Ann Eveleth
A white Hartebeespoort landowner staged a hunger strike this week to force the conservative local council to kick-start low-cost housing for about 50 000 black residents of this picturesque getaway outside Pretoria.
Broederstroom smallholder Roger Roman launched his lone hunger strike and sit- in in front of the Hartebeespoort council offices on Wednesday. He is demanding that the council suspend the housing forum and tourism committee he blames for stalling development. Roman said he would not eat “until our demands are met”.
Hartebeespoort mayor Pieter Rautenbach admitted the council had failed to build a single house for landless blacks since 1995. But he said this was because the North-West provincial government had turned down several requests for money that would allow the wealthy holiday town “to buy land for low-cost housing where it won’t affect the tourism market”.
Rautenbach, who claims that only 1 300 families need housing in the area, said the forum had also failed to entice a single housing developer to invest in low-cost housing due to the high price of land in the area. Defending the forum, Rautenbach said it had “done everything in its power to establish low-cost housing in the area”.
But Roman, who bought a 13ha farm he calls “Po Land” – for the Po tribe that once lived in the area – shortly after the 1994 election, says the council is standing in the way of a local land reform initiative that would help solve the problem.
“When I bought this farm, there were already five permanent wattle-and-daub structures on this property. Some of the people have been living on this land for generations.”
Pensioner Katrina Mchuna is one of the residents Roman found on the farm. She can’t remember how old she is, but says she spent 36 years working in the kitchen for three successive generations of the “Baas Els” family. Her parents built her home when she was a small child. Her grandparents lived on the other side of the farm before that.
Roman says negotiations with Mchuna and other residents prompted him to put his farm into a trust through which the land will be shared equally among all the residents – including himself.

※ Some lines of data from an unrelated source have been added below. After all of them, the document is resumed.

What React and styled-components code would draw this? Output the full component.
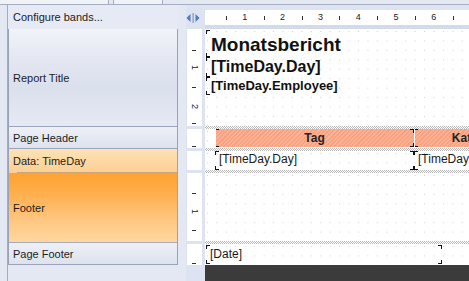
import React from 'react';
import styled, { createGlobalStyle, css } from 'styled-components';

const Global = createGlobalStyle`
  html, body { margin: 0; padding: 0; }
  body {
    width: 469px; height: 281px; overflow: hidden;
    background: #e3e8f3;
    font-family: "Liberation Sans", Arial, sans-serif;
  }
`;

const markLayers = (c, l) => {
  const g = `linear-gradient(${c},${c})`;
  return {
    img: Array(8).fill(g).join(','),
    size: `${l}px 1px, 1px ${l}px, ${l}px 1px, 1px ${l}px, ${l}px 1px, 1px ${l}px, ${l}px 1px, 1px ${l}px`,
    pos: 'left top, left top, right top, right top, left bottom, left bottom, right bottom, right bottom',
  };
};

const framed = (base) => {
  const m = markLayers('#111', 4);
  return css`
    background-image: ${m.img}${base ? `, ${base}` : ''};
    background-size: ${m.size}${base ? ', 100% 100%' : ''};
    background-position: ${m.pos}${base ? ', 0 0' : ''};
    background-repeat: no-repeat;
  `;
};

const Root = styled.div`
  width: 469px; height: 281px;
  display: flex; flex-direction: column;
  overflow: hidden;
  background: #e3e8f3;
`;

const TabStrip = styled.div`
  height: 5px; flex: none;
  display: flex;
  box-sizing: border-box;
  border-bottom: 1px solid #a5aec2;
  background: #e3e8f3;
`;

const TabStub = styled.div`
  width: ${p => p.$w}px;
  margin-left: ${p => p.$ml || 0}px;
  box-sizing: border-box;
  background: #f0f2f8;
  border-left: ${p => (p.$ml ? '1px solid #a5aec2' : 'none')};
  border-right: 1px solid #a5aec2;
`;

const Body = styled.div`
  flex: 1; min-height: 0;
  display: flex;
`;

const Sidebar = styled.div`
  width: 186px; flex: none;
  display: flex;
`;

const SideEdge = styled.div`
  width: 8px; flex: none;
  box-sizing: border-box;
  border-right: 1px solid #a3adc2;
`;

const BandPanel = styled.div`
  width: 170px; flex: none;
  display: flex; flex-direction: column;
`;

const ConfigureRow = styled.div`
  height: 24px; flex: none;
  display: flex; align-items: center;
  padding-left: 5px;
  font-size: 11px;
  color: #1c1c1c;
  background: #e6eaf4;
`;

const BandList = styled.div`
  display: flex; flex-direction: column;
  box-sizing: border-box;
  border-left: 1px solid #98a3ba;
  border-right: 1px solid #98a3ba;
`;

const itemBg = {
  normal: css`
    background: linear-gradient(#f1f3f9 0%, #e2e6f1 35%, #dbe0ed 60%, #e6e9f3 100%);
    border-bottom: 1px solid #9aa5bc;
  `,
  small: css`
    background: linear-gradient(#eef0f7 0%, #dde2ee 100%);
    border-bottom: 1px solid #9aa5bc;
  `,
  dataSel: css`
    background:
      linear-gradient(#c9a67c, #c9a67c) 8px 100% / calc(100% - 8px) 1px no-repeat,
      linear-gradient(#fde2b6 0%, #fccf92 100%);
  `,
  footerSel: css`
    background: linear-gradient(#ffa232 0%, #ffac47 25%, #ffc57d 65%, #ffd8a0 100%);
    border-bottom: 1px solid #a8aab8;
  `,
};

const BandItem = styled.div`
  height: ${p => p.$h}px; flex: none;
  box-sizing: border-box;
  display: flex; align-items: center;
  padding-left: 4px;
  font-size: 11px;
  color: #1c1c1c;
  ${p => itemBg[p.$v || 'normal']}
`;

const Designer = styled.div`
  flex: 1; min-width: 0;
  display: flex; flex-direction: column;
  background: #dde3f0;
`;

const RulerRow = styled.div`
  height: 24px; flex: none;
  display: flex;
`;

const ArrowBox = styled.div`
  width: 19px; flex: none;
  display: flex; align-items: center;
  padding-top: 1px;
  box-sizing: border-box;
`;

const HRuler = styled.div`
  flex: 1;
  margin-top: 5px; height: 15px;
  background: #fff;
  position: relative;
  border-bottom: 4px solid #d3dae8;
`;

const HTick = styled.span`
  position: absolute; top: 6px;
  width: 1px; height: 4px;
  background: #333;
`;

const HNum = styled.span`
  position: absolute; top: 2px;
  width: 10px; margin-left: -5px;
  text-align: center;
  font-size: 9px; line-height: 11px;
  color: #222;
`;

const BandRow = styled.div`
  height: ${p => p.$h}px; flex: none;
  display: flex;
  padding-left: 1px;
`;

const VRuler = styled.div`
  width: 15px; flex: none;
  margin-right: 3px;
  background: #fff;
  position: relative;
`;

const VTick = styled.span`
  position: absolute; left: 5px;
  width: 4px; height: 1px;
  background: #333;
`;

const VNum = styled.span`
  position: absolute; left: 2px;
  width: 11px; height: 11px; margin-top: -5px;
  text-align: center;
  font-size: 9px; line-height: 11px;
  color: #222;
  transform: rotate(90deg);
`;

const PageBand = styled.div`
  flex: 1; min-width: 0;
  overflow: hidden;
  background-color: #fff;
  background-image:
    linear-gradient(90deg, transparent 0 1px, #fff 1px),
    linear-gradient(180deg, #cfcfcf 0 1px, #fff 1px);
  background-size: 9.45px 9.45px;
  background-position: 2px 2px;
  display: flex;
  flex-direction: ${p => (p.$col ? 'column' : 'row')};
  align-items: flex-start;
`;

const SepRow = styled.div`
  height: 3px; flex: none;
  display: flex;
  padding-left: 19px;
`;

const Hatch = styled.div`
  flex: 1;
  background: repeating-conic-gradient(#b9b9b9 0 25%, #ffffff 0 50%) 0 0 / 2px 2px;
`;

const DarkRow = styled.div`
  flex: 1;
  display: flex;
  padding-left: 19px;
`;

const Dark = styled.div`
  flex: 1;
  background: #3b3b3b;
`;

const TitleFrame = styled.div`
  width: 420px; flex: none;
  height: ${p => p.$h}px;
  margin-left: 1px;
  margin-top: ${p => p.$mt || 0}px;
  box-sizing: border-box;
  padding-left: 5px;
  padding-top: ${p => p.$pt || 0}px;
  font-weight: bold;
  font-size: ${p => p.$fs}px;
  line-height: ${p => p.$lh}px;
  color: #111;
  white-space: nowrap;
  ${framed()}
`;

const CellRow = styled.div`
  display: flex;
  margin-left: 10px;
  margin-top: ${p => p.$mt || 0}px;
  flex: none;
`;

const HeadCell = styled.div`
  width: ${p => p.$w}px; height: 18px; flex: none;
  display: flex; align-items: center; justify-content: center;
  font-size: 12px; font-weight: bold;
  color: #222;
  white-space: nowrap;
  ${framed('repeating-linear-gradient(135deg, #f9a282 0 1.5px, #fbb193 1.5px 3px)')}
  box-shadow: inset 1px 0 0 #fff;
`;

const DataCell = styled.div`
  width: ${p => p.$w}px; height: 19px; flex: none;
  box-sizing: border-box;
  padding: 1px 0 0 4px;
  font-size: 12px; line-height: 14px;
  color: #1a1a1a;
  white-space: nowrap;
  overflow: hidden;
  ${framed()}
`;

const FooterFrame = styled.div`
  width: 236px; height: 19px; flex: none;
  margin: 1px 0 0 1px;
  box-sizing: border-box;
  padding-left: 4px;
  font-size: 12px; line-height: 18px;
  color: #1a1a1a;
  ${framed()}
`;

const ArrowsIcon = () => (
  <svg width="15" height="10" viewBox="0 0 15 10">
    <polygon points="4.5,1 4.5,9 0.5,5" fill="#4f79c6" />
    <rect x="6.5" y="0" width="1.2" height="10" fill="#8c97ae" />
    <polygon points="9.5,1 9.5,9 13.5,5" fill="#4f79c6" />
  </svg>
);

const Ruler = ({ marks }) => (
  <VRuler>
    {marks.map((m, i) =>
      m.label ? (
        <VNum key={i} style={{ top: m.y }}>{m.label}</VNum>
      ) : (
        <VTick key={i} style={{ top: m.y }} />
      )
    )}
  </VRuler>
);

const CM = 37.8;
const hMarks = [];
for (let n = 1; n <= 7; n++) {
  hMarks.push({ x: 2 + CM * (n - 0.5), tick: true });
  if (n < 7) hMarks.push({ x: 2 + CM * n, label: String(n) });
}

export default function App() {
  return (
    <Root>
      <Global />
      <TabStrip>
        <TabStub $w={109} />
        <TabStub $w={50} $ml={4} />
      </TabStrip>
      <Body>
        <Sidebar>
          <SideEdge />
          <BandPanel>
            <ConfigureRow>Configure bands...</ConfigureRow>
            <BandList>
              <BandItem $h={98}>Report Title</BandItem>
              <BandItem $h={22} $v="small">Page Header</BandItem>
              <BandItem $h={24} $v="dataSel">Data: TimeDay</BandItem>
              <BandItem $h={70} $v="footerSel">Footer</BandItem>
              <BandItem $h={22} $v="small">Page Footer</BandItem>
            </BandList>
          </BandPanel>
        </Sidebar>
        <Designer>
          <RulerRow>
            <ArrowBox><ArrowsIcon /></ArrowBox>
            <HRuler>
              {hMarks.map((m, i) =>
                m.tick ? (
                  <HTick key={i} style={{ left: m.x }} />
                ) : (
                  <HNum key={i} style={{ left: m.x }}>{m.label}</HNum>
                )
              )}
            </HRuler>
          </RulerRow>

          <BandRow $h={97}>
            <Ruler marks={[{ y: 21 }, { y: 38, label: '1' }, { y: 58 }, { y: 77, label: '2' }, { y: 94 }]} />
            <PageBand $col>
              <TitleFrame $h={27} $fs={19} $lh={25} $mt={1} $pt={2}>Monatsbericht</TitleFrame>
              <TitleFrame $h={20} $fs={16} $lh={20}>[TimeDay.Day]</TitleFrame>
              <TitleFrame $h={18} $fs={13} $lh={18}>[TimeDay.Employee]</TitleFrame>
            </PageBand>
          </BandRow>
          <SepRow><Hatch /></SepRow>

          <BandRow $h={19}>
            <Ruler marks={[{ y: 17 }]} />
            <PageBand>
              <CellRow>
                <HeadCell $w={199}>Tag</HeadCell>
                <HeadCell $w={131}>Kategorie</HeadCell>
              </CellRow>
            </PageBand>
          </BandRow>
          <SepRow><Hatch /></SepRow>

          <BandRow $h={19}>
            <Ruler marks={[]} />
            <PageBand>
              <CellRow>
                <DataCell $w={199}>[TimeDay.Day]</DataCell>
                <DataCell $w={131}>[TimeDay.Kategorie]</DataCell>
              </CellRow>
            </PageBand>
          </BandRow>
          <SepRow><Hatch /></SepRow>

          <BandRow $h={68}>
            <Ruler marks={[{ y: 20 }, { y: 38, label: '1' }, { y: 57 }]} />
            <PageBand />
          </BandRow>
          <SepRow><Hatch /></SepRow>

          <BandRow $h={21}>
            <Ruler marks={[{ y: 19 }]} />
            <PageBand>
              <FooterFrame>[Date]</FooterFrame>
            </PageBand>
          </BandRow>
          <DarkRow><Dark /></DarkRow>
        </Designer>
      </Body>
    </Root>
  );
}
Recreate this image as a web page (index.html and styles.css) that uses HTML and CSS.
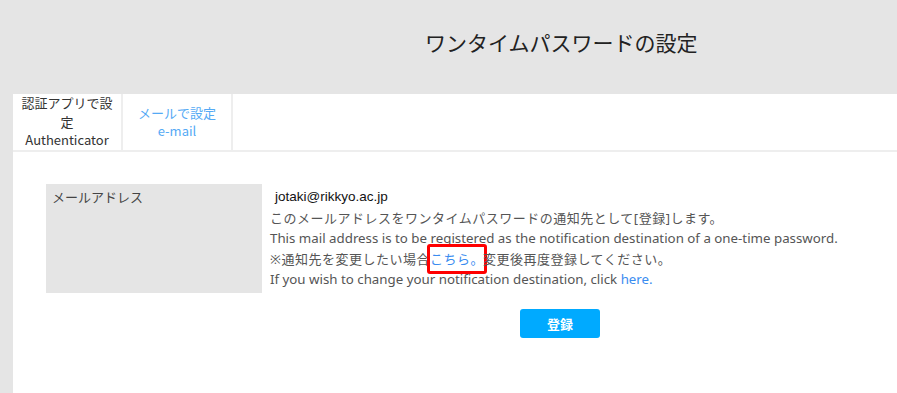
FILE: index.html
```html
<!DOCTYPE html>
<html>

<head>
    <title>ワンタイムパスワードの設定</title>
    <link rel="stylesheet" href="styles.css">
</head>

<body>
    <div id="header">
        <h1 id="pageTitle">ワンタイムパスワードの設定</h1>
    </div>

    <div id="main">
        <div class="tabs">
            <div class="tab">
                <span>認証アプリで設定</span>
                <span>Authenticator</span>
            </div>
            <a class="tab tab-link" href="#">
                <span>メールで設定</span>
                <span>e-mail</span>
            </a>
        </div>

        <div class="formRow">
            <div class="formLabel">メールアドレス</div>
            <div class="formData">
                <p class="mailAddress">jotaki@rikkyo.ac.jp</p>
                <p class="ja">このメールアドレスをワンタイムパスワードの通知先として[登録]します。</p>
                <p>This mail address is to be registered as the notification destination of a one-time password.</p>
                <p class="ja">※通知先を変更したい場合<a class="marked" href="#">こちら。</a>変更後再度登録してください。</p>
                <p>If you wish to change your notification destination, click <a href="#">here.</a></p>
            </div>
        </div>

        <div class="buttonRow">
            <input id="registerButton" type="button" value="登録" />
        </div>
    </div>
</body>

</html>
```

FILE: styles.css
```css
html,
body {
    height: 100%;
}

body {
    margin: 0;
    background-color: #e5e5e5;
    font-family: "Noto Sans", "Noto Sans CJK JP", sans-serif;
    font-size: 13px;
    color: #555;
}

a {
    color: #3a8cf0;
    text-decoration: none;
}

#header {
    height: 94px;
    padding-left: 425px;
    box-sizing: border-box;
}

#pageTitle {
    margin: 0;
    padding-top: 27px;
    font-size: 21px;
    font-weight: normal;
    color: #222;
    font-family: "Noto Sans CJK JP", sans-serif;
}

#main {
    margin-left: 13px;
    background-color: white;
    height: calc(100% - 94px);
}

.tabs {
    display: flex;
    height: 56px;
    border-bottom: 2px solid #eee;
}

.tab {
    width: 110px;
    padding: 0 7px;
    box-sizing: border-box;
    border-right: 2px solid #eee;
    display: flex;
    flex-direction: column;
    justify-content: center;
    text-align: center;
    line-height: 18.5px;
    color: #333;
    font-family: "Noto Sans CJK JP", sans-serif;
}

.tab-link {
    width: 110px;
    color: #55aaf5;
}

.formRow {
    display: flex;
    margin: 32px 0 0 33px;
}

.formLabel {
    width: 216px;
    height: 109px;
    padding: 3px 6px;
    box-sizing: border-box;
    background-color: #e5e5e5;
    line-height: 20px;
    color: #444;
    font-family: "Noto Sans CJK JP", sans-serif;
}

.formData {
    padding: 3px 0 0 8px;
}

.formData p {
    margin: 0;
    line-height: 20.5px;
    white-space: nowrap;
    font-size: 13.3px;
}

.formData p.ja {
    font-size: 13px;
    letter-spacing: 0.5px;
}

.mailAddress {
    padding-left: 5px;
    color: #111;
    font-family: "Liberation Sans", sans-serif;
}

.formData p.mailAddress {
    font-size: 13.5px;
}

a.marked {
    padding: 3px 0;
    margin: 0 -4px 0 -3px;
    border: 3px solid #f00;
    border-radius: 3px;
}

.buttonRow {
    padding: 16px 0 0 507px;
}

#registerButton {
    width: 80px;
    height: 29px;
    border: 0;
    border-radius: 3px;
    background-color: #00aaff;
    color: white;
    font-weight: bold;
    font-size: 13px;
    font-family: "Noto Sans CJK JP", sans-serif;
}
```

“We are negotiating with private-sector companies to invest the money to develop housing, which they will claim back from the government’s housing subsidy programme,” he said, adding that the project would also include a tourism development to create jobs.
Several surrounding landowners have joined forces with the Po Land Community Project, offering some or all of their adjacent farms to the trust so that black residents on these farms may also benefit.
Roman says this “landowner to landless” process is a better path to land reform and housing development. “We can’t just sit and wait for the government to do it. There are huge benefits for everyone to gain from a voluntary process,” he says.
But shortly after Roman launched this project, the local council accused him of “supplying informal housing” on his property and “causing a health nuisance”.
The council ordered Roman to furnish housing, water supply, toilet facilities and refuse removal for the residents of Po Land within 30 days or face legal action over alleged infringements of the National Building Regulations and Standards Act.
Roman says the letter arrived shortly after a neighbour complained he could not sell his property for the value he sought due to “squatters” living on Roman’s land.
Rautenbach also pointed to “illegal occupants”at Po Land. He said: “We are only allowing certain numbers of structures on a property. No government can allow degrading of their property values by illegal occupation.”